Le CEDS tire les conséquences de l'obligation d'attention spéciale mise au jour par la Cour européenne. Dans sa jurisprudence, on trouve les contours de l'action positive que les Etats doivent mettre en place pour se conformer à leurs engagements internationaux: simplement se contenter de ne pas discriminer n'est pas suffisant. Puisque l'un des objectifs intrinsèques de la Charte sociale est de favorise l'inclusion sociale (CEDR c. Italie, 2007). Ainsi, l’État doit prendre en compte, à travers un comportement actif, la différence qui se présente à lui afin de garantir l’égalité des chances et protéger convenablement les minorités vulnérables.

Il interprète la Charte sociale comme imposant aux États non seulement de prendre en compte et d’agir en fonction des différences qui peuvent exister entre les individus mais aussi, et peut-être surtout, de voir cette différence comme un enrichissement social et non comme un problème social à éradiquer (CEDR c. France, 2009, §83). Le CEDS affirme donc que le traitement identique n'est pas suffisant, en particulier dans le cadre de la lutte contre la discrimination raciale et ethnique.

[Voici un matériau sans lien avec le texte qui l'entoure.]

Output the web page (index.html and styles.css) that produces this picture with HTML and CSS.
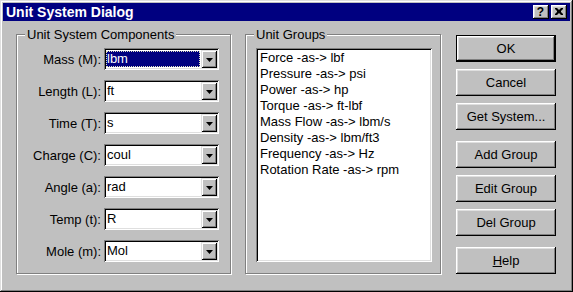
FILE: index.html
```html
<!DOCTYPE html>
<html>
<head>
<meta charset="utf-8">
<link rel="stylesheet" href="styles.css">
</head>
<body>
<div class="window">
  <div class="titlebar">
    <span class="title">Unit System Dialog</span>
    <div class="caption-btns">
      <span class="cbtn qmark">?</span>
      <span class="cbtn close"><svg width="8" height="7" viewBox="0 0 8 7"><path d="M0 0h2l2 2 2-2h2v1l-2 2v1l2 2v1h-2l-2-2-2 2h-2v-1l2-2v-1l-2-2z" fill="#000"/></svg></span>
    </div>
  </div>
  <div class="content">
    <fieldset class="group comps">
      <legend>Unit System Components</legend>
      <div class="rows">
        <span class="lbl">Mass (M):</span>
        <div class="combo"><span class="val sel">lbm</span><span class="drop"><svg width="7" height="4" viewBox="0 0 7 4"><path d="M0 0h7l-3.5 4z" fill="#000"/></svg></span></div>
        <span class="lbl">Length (L):</span>
        <div class="combo"><span class="val">ft</span><span class="drop"><svg width="7" height="4" viewBox="0 0 7 4"><path d="M0 0h7l-3.5 4z" fill="#000"/></svg></span></div>
        <span class="lbl">Time (T):</span>
        <div class="combo"><span class="val">s</span><span class="drop"><svg width="7" height="4" viewBox="0 0 7 4"><path d="M0 0h7l-3.5 4z" fill="#000"/></svg></span></div>
        <span class="lbl">Charge (C):</span>
        <div class="combo"><span class="val">coul</span><span class="drop"><svg width="7" height="4" viewBox="0 0 7 4"><path d="M0 0h7l-3.5 4z" fill="#000"/></svg></span></div>
        <span class="lbl">Angle (a):</span>
        <div class="combo"><span class="val">rad</span><span class="drop"><svg width="7" height="4" viewBox="0 0 7 4"><path d="M0 0h7l-3.5 4z" fill="#000"/></svg></span></div>
        <span class="lbl">Temp (t):</span>
        <div class="combo"><span class="val">R</span><span class="drop"><svg width="7" height="4" viewBox="0 0 7 4"><path d="M0 0h7l-3.5 4z" fill="#000"/></svg></span></div>
        <span class="lbl">Mole (m):</span>
        <div class="combo"><span class="val">Mol</span><span class="drop"><svg width="7" height="4" viewBox="0 0 7 4"><path d="M0 0h7l-3.5 4z" fill="#000"/></svg></span></div>
      </div>
    </fieldset>
    <fieldset class="group groups">
      <legend>Unit Groups</legend>
      <div class="listbox">
        <div class="item">Force -as-&gt; lbf</div>
        <div class="item">Pressure -as-&gt; psi</div>
        <div class="item">Power -as-&gt; hp</div>
        <div class="item">Torque -as-&gt; ft-lbf</div>
        <div class="item">Mass Flow -as-&gt; lbm/s</div>
        <div class="item">Density -as-&gt; lbm/ft3</div>
        <div class="item">Frequency -as-&gt; Hz</div>
        <div class="item">Rotation Rate -as-&gt; rpm</div>
      </div>
    </fieldset>
    <div class="buttons">
      <div class="btn default">OK</div>
      <div class="btn">Cancel</div>
      <div class="btn">Get System...</div>
      <div class="btn spaced">Add Group</div>
      <div class="btn">Edit Group</div>
      <div class="btn">Del Group</div>
      <div class="btn spaced"><u>H</u>elp</div>
    </div>
  </div>
</div>
</body>
</html>
```
FILE: styles.css
```css
html, body {
  margin: 0;
  padding: 0;
  background: #c0c0c0;
}
.window {
  width: 573px;
  height: 292px;
  box-sizing: border-box;
  padding: 3px;
  background: #c0c0c0;
  box-shadow: inset -1px -1px #000, inset 1px 1px #dfdfdf, inset -2px -2px #808080, inset 2px 2px #fff;
  font-family: "Liberation Sans", Arial, sans-serif;
  font-size: 13px;
  color: #000;
}
.titlebar {
  height: 18px;
  background: #000080;
  color: #fff;
  display: flex;
  align-items: center;
  justify-content: space-between;
  padding: 0 3px 0 3px;
}
.title {
  font-weight: bold;
  font-size: 14px;
  line-height: 18px;
}
.caption-btns {
  display: flex;
  gap: 2px;
}
.cbtn {
  width: 16px;
  height: 14px;
  box-sizing: border-box;
  background: #c0c0c0;
  box-shadow: inset -1px -1px #000, inset 1px 1px #fff, inset -2px -2px #808080, inset 2px 2px #dfdfdf;
  display: flex;
  align-items: center;
  justify-content: center;
  color: #000;
}
.qmark {
  font-weight: bold;
  font-size: 12px;
  line-height: 14px;
  padding-right: 1px;
}
.close svg {
  display: block;
  margin-top: -1px;
}
.content {
  display: flex;
  align-items: flex-start;
  padding-left: 13px;
}
.group {
  margin: 6px 0 0 0;
  padding: 0;
  border: 1px solid #808080;
  box-shadow: inset 1px 1px #fff, 1px 1px #fff;
  box-sizing: border-box;
  height: 247px;
  min-width: 0;
}
.group legend {
  margin-left: 8px;
  padding: 0 2px;
  line-height: 15px;
  background: #c0c0c0;
}
.comps {
  width: 215px;
}
.rows {
  display: grid;
  grid-template-columns: 1fr 115px;
  grid-auto-rows: 22px;
  row-gap: 10px;
  column-gap: 3px;
  padding: 6px 11px 0 0;
  align-items: center;
}
.lbl {
  text-align: right;
  white-space: nowrap;
}
.combo {
  height: 22px;
  box-sizing: border-box;
  background: #fff;
  box-shadow: inset 1px 1px #808080, inset -1px -1px #fff, inset 2px 2px #000, inset -2px -2px #dfdfdf;
  display: flex;
  align-items: center;
  padding: 2px;
}
.val {
  flex: 1;
  padding-left: 1px;
  line-height: 16px;
  height: 16px;
}
.val.sel {
  margin: 0 1px 0 0;
  padding-left: 1px;
  background: #000080;
  color: #fff;
  outline: 1px dotted #e0e0c0;
  outline-offset: -1px;
}
.drop {
  width: 16px;
  height: 18px;
  box-sizing: border-box;
  background: #c0c0c0;
  box-shadow: inset 1px 1px #dfdfdf, inset -1px -1px #000, inset 2px 2px #fff, inset -2px -2px #808080;
  display: flex;
  align-items: center;
  justify-content: center;
}
.drop svg {
  display: block;
  margin-top: 1px;
}
.groups {
  width: 196px;
  margin-left: 14px;
}
.listbox {
  margin: 6px 0 0 10px;
  width: 176px;
  height: 214px;
  box-sizing: border-box;
  background: #fff;
  box-shadow: inset 1px 1px #808080, inset -1px -1px #fff, inset 2px 2px #000, inset -2px -2px #dfdfdf;
  padding: 2px 2px 2px 4px;
}
.item {
  line-height: 16px;
  white-space: nowrap;
}
.buttons {
  margin: 14px 0 0 15px;
  width: 100px;
  display: flex;
  flex-direction: column;
  gap: 7px;
}
.btn {
  height: 27px;
  box-sizing: border-box;
  background: #c0c0c0;
  box-shadow: inset -1px -1px #000, inset 1px 1px #fff, inset -2px -2px #808080, inset 2px 2px #dfdfdf;
  display: flex;
  align-items: center;
  justify-content: center;
  line-height: 16px;
}
.btn.default {
  box-shadow: inset 0 0 0 1px #000, inset -2px -2px #000, inset 2px 2px #fff, inset -3px -3px #808080, inset 3px 3px #dfdfdf;
}
.btn.spaced {
  margin-top: 4px;
}
```
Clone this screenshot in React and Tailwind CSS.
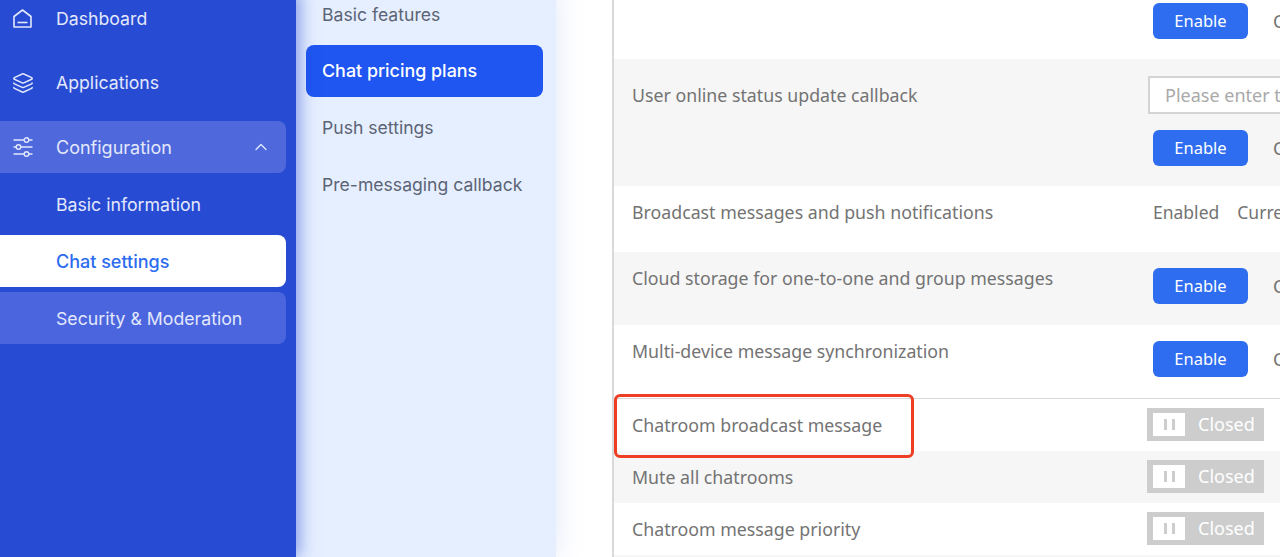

Partant de ce constat, le CEDS indique aussi que « si l’on sait qu’une certaine catégorie de personnes fait ou pourrait faire l’objet d’une discrimination, il est du devoir des autorités de l’État de recueillir des données pour mesurer l’ampleur du problème » ; plus encore, une telle collecte constitue « une première étape » permettant d’atteindre l’objectif de réduction des inégalités. Ainsi, l’absence de données précises et détaillées est de nature à indiquer que l’État n’a pas fait de progrès dans l’effectivité des droits garantis par la Charte sociale européenne (CEDR c. Italie, 2005, §23).

A retenir

Le continent européen dispose d'outils et de directives pour lutter clairement et efficacement contre la discrimination raciale, qu'elle provienne de l'Etat ou d'un particulier. En plus du droit national, le contrôle extérieur opéré par les organes européens de protection des droits constitue une surveillance additionnelle à celle des juridictions nationales. Le rôle de l'avocat dans la mobilisation de ces outils est essentiel pour permettre leur permettre de jouer pleinement leur rôle.